The third one is a wealthy class behaviour but is increasingly being seen in upper middle-class families. They don’t even realise or question it. The bride’s family gives, both the bride and the groom don’t feel uncomfortable with it. It has become innate.

If we investigate the propagation of any social malice, we can see a pattern here. The three points give us the idea of how this evil has evolved to a state where it has become part of the system.  If polio doesn’t get eradicated and everyone is affected by it, no individual will ever know the concept of walking properly. That is the state to which dowry is going in India.

Religious laws

While most cultures in the world have made it a norm for the girl to lose her identity after marriage, the Indian culture takes it to a new level. The primitive minds of the scum who came up with the religious rules were very careful in embedding deeply disturbing concepts after giving girls a semblance of liberty.  Some of the horrific concepts you will hear quite commonly are below.

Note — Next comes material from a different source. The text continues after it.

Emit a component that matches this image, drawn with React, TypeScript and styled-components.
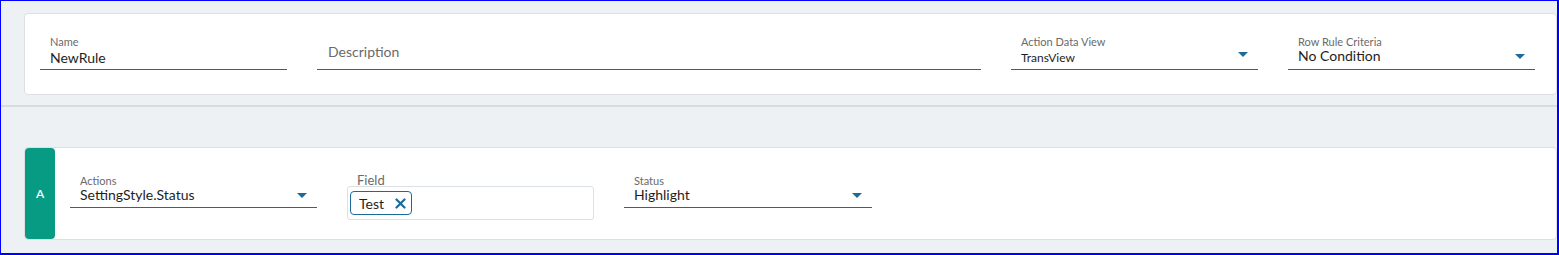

  • Kanya Dhan: This practice is not just immoral and disturbing but is to me the fabric which binds this entire society of credulity and servility. It means charitable donation of an unmarried (I think it can be substituted for virgin) daughter. It is an act of registering a transfer of deed.
  • Husband is equivalent to god: The phrase ‘pati parameshwar’ is very often heard not just in real life but also in movies. It is often given a good connotation signifying the importance of treating husband as god. While I do agree that both god and husband need not be treated with reverence, that is not the context where this phrase is used.  The girl is expected to submit to will of the husband. This comes up irrespective of the religious background. It requires the girl to surrender her critical faculties and get treated like a slave.
  • Pativrata: The girl is always respected being loyal to her husband and accepting him irrespective of his behavior. The concept of  chastity and loyalty is reserved only to the girl, while her husband is not measured on that. It is quite understandable considering a sizable majority of the country worships the mythological figures Rama and Sita. Rama even going by the books was a cruel and irresponsible husband, while Sita is a submissive, loyal wife. She doesn’t stand up for herself till the last line of the last book, post which the epic ends.

In summary, the well documented and rather celebrated Indian weddings are nothing more than shows for the rest of the society. This pompous exhibition much like what happens in Vatican, covers up the underlying filth, lies and deceits. As a person who has experienced it, I strongly feel it should be ripped off and replaced with simple acts which acknowledges mutual love and respect. As I went through his horror personally, that is what I kept telling myself. I am happily in a relationship with my wife but that happiness stems from our love for each other and the fact that we have overlooked the meaning of the event completely.

One thought on “Marriage is not sacred II – The Indian Wedding

  1. Your description is not fully explanatory. You should think of grooms’ parents when it is dominated by brides’ parents.
    ( The trauma they undergo).Marriage according to me should bring peace and happiness to the couples. They should be allowed to live their own life and not according to instructions given by both the sides parents. More to add but not now.